The introduction of standardized documentation in English and German at the end of 2018, an initiative by various banks, lawyers and trade associations, has been another factor supporting growing international interest and general SSD issuance. Borrowers and lenders only have to negotiate the substantial provisions relating to the needs of the borrower, which saves cost and time.
Finally, apart from one or two high-profile cases, there have been few instances of heavy restructuring. The arranging banks look carefully at credit quality and the bar is high.
SSDs have effectively become a European private placement regime with a German feel and format. An SSD cannot be seen as an alternative to a US private placement because the investor groups are completely different. However, due to its unique costs, timing and investor diversification profile, the SSD is now a well-accepted and mature piece of the funding structure of many medium and large companies, including several global players.
What lies ahead for SSDs?
The prospects for the SSD market remain positive. The product is usually at its most popular during volatile and uncertain times, so if we are indeed near the top of the cycle, we could see increased issuance.

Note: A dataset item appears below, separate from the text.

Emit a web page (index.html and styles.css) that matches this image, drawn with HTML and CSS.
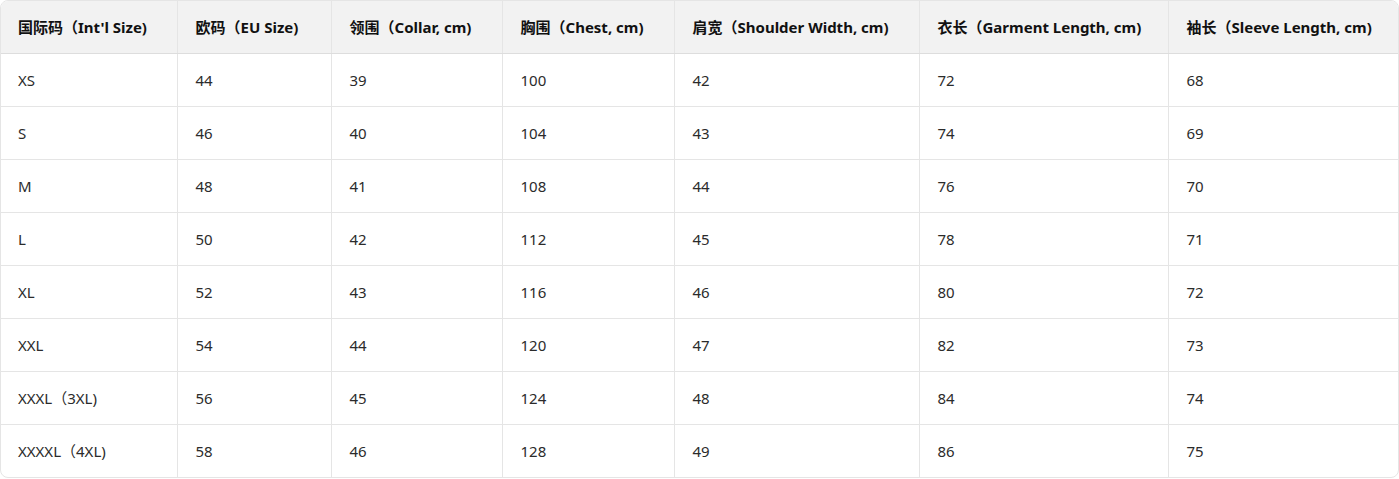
FILE: index.html
```html
<!DOCTYPE html>
<html lang="zh">
<head>
<meta charset="utf-8">
<link rel="stylesheet" href="styles.css">
</head>
<body>
<div class="wrap">
<table class="size-table">
<colgroup>
<col class="c1"><col class="c2"><col class="c3"><col class="c4"><col class="c5"><col class="c6"><col class="c7">
</colgroup>
<thead>
<tr>
<th>国际码（Int'l Size)</th>
<th>欧码（EU Size)</th>
<th>领围（Collar, cm)</th>
<th>胸围（Chest, cm)</th>
<th>肩宽（Shoulder Width, cm)</th>
<th>衣长（Garment Length, cm)</th>
<th>袖长（Sleeve Length, cm)</th>
</tr>
</thead>
<tbody>
<tr><td>XS</td><td>44</td><td>39</td><td>100</td><td>42</td><td>72</td><td>68</td></tr>
<tr><td>S</td><td>46</td><td>40</td><td>104</td><td>43</td><td>74</td><td>69</td></tr>
<tr><td>M</td><td>48</td><td>41</td><td>108</td><td>44</td><td>76</td><td>70</td></tr>
<tr><td>L</td><td>50</td><td>42</td><td>112</td><td>45</td><td>78</td><td>71</td></tr>
<tr><td>XL</td><td>52</td><td>43</td><td>116</td><td>46</td><td>80</td><td>72</td></tr>
<tr><td>XXL</td><td>54</td><td>44</td><td>120</td><td>47</td><td>82</td><td>73</td></tr>
<tr><td>XXXL（3XL)</td><td>56</td><td>45</td><td>124</td><td>48</td><td>84</td><td>74</td></tr>
<tr><td>XXXXL（4XL)</td><td>58</td><td>46</td><td>128</td><td>49</td><td>86</td><td>75</td></tr>
</tbody>
</table>
</div>
</body>
</html>
```

FILE: styles.css
```css
html, body {
  margin: 0;
  padding: 0;
  background: #ffffff;
}
body {
  font-family: "Noto Sans", "Noto Sans CJK SC", sans-serif;
  font-size: 15px;
  color: #2b2b2b;
}
.wrap {
  width: 1399px;
  box-sizing: border-box;
  border: 1px solid #e5e5e5;
  border-radius: 8px;
  overflow: hidden;
}
.size-table {
  width: 100%;
  border-collapse: collapse;
  table-layout: fixed;
}
.c1 { width: 176px; }
.c2 { width: 154px; }
.c3 { width: 171px; }
.c4 { width: 172px; }
.c5 { width: 245px; }
.c6 { width: 249px; }
.c7 { width: auto; }
.size-table th,
.size-table td {
  height: 52px;
  padding: 0 18px;
  text-align: left;
  vertical-align: middle;
  border-left: 1px solid #e5e5e5;
  border-top: 1px solid #e5e5e5;
  white-space: nowrap;
  box-sizing: border-box;
}
.size-table th:first-child,
.size-table td:first-child {
  border-left: none;
  padding-left: 17px;
}
.size-table thead th {
  border-top: none;
  background: #f2f2f2;
  font-weight: 700;
  color: #111111;
  border-bottom: 1px solid #dddddd;
}
.size-table tbody td {
  height: 53px;
}
```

One risk is the default of a major SSD borrower. Steinhoff and Carillion are two examples of high-profile defaults, and banks selling products that compete with SSDs have used those examples to raise questions about the SSD offer.
Another recent and ongoing development is the digitalization of distribution. SSDs arranged exclusively through digital platforms have already emerged, most notably Lufthansa’s €800 million SSD in April 2019. Although this will help to lower costs and support higher issuance, it could mean regulators start viewing SSDs as securities, because of the ease with which they can be distributed.
If that does happen, and an SSD is no longer categorized as a loan instrument but as a security, then MiFID, market abuse regulations and prospectus regulations all come into play. That would make the SSD more cost- and time-intensive. However, the arguments that SSDs should not be categorized as securities under European Securities Law are clear and strong.
Finally, SSDs are increasingly being used for green and social finance. For example, in 2018 Verbund AG was the first company in the world to issue a green SSD through a digital platform. The €100 million placement combined two major trends: green capital market products and digitalization. Additionally, in August 2019, Porsche placed a green SDS of €1 billion. As investors increasingly prioritize environmental, social and governance (ESG) issues, interest in green SSDs is likely to grow – especially if banks keep promoting the product in international markets.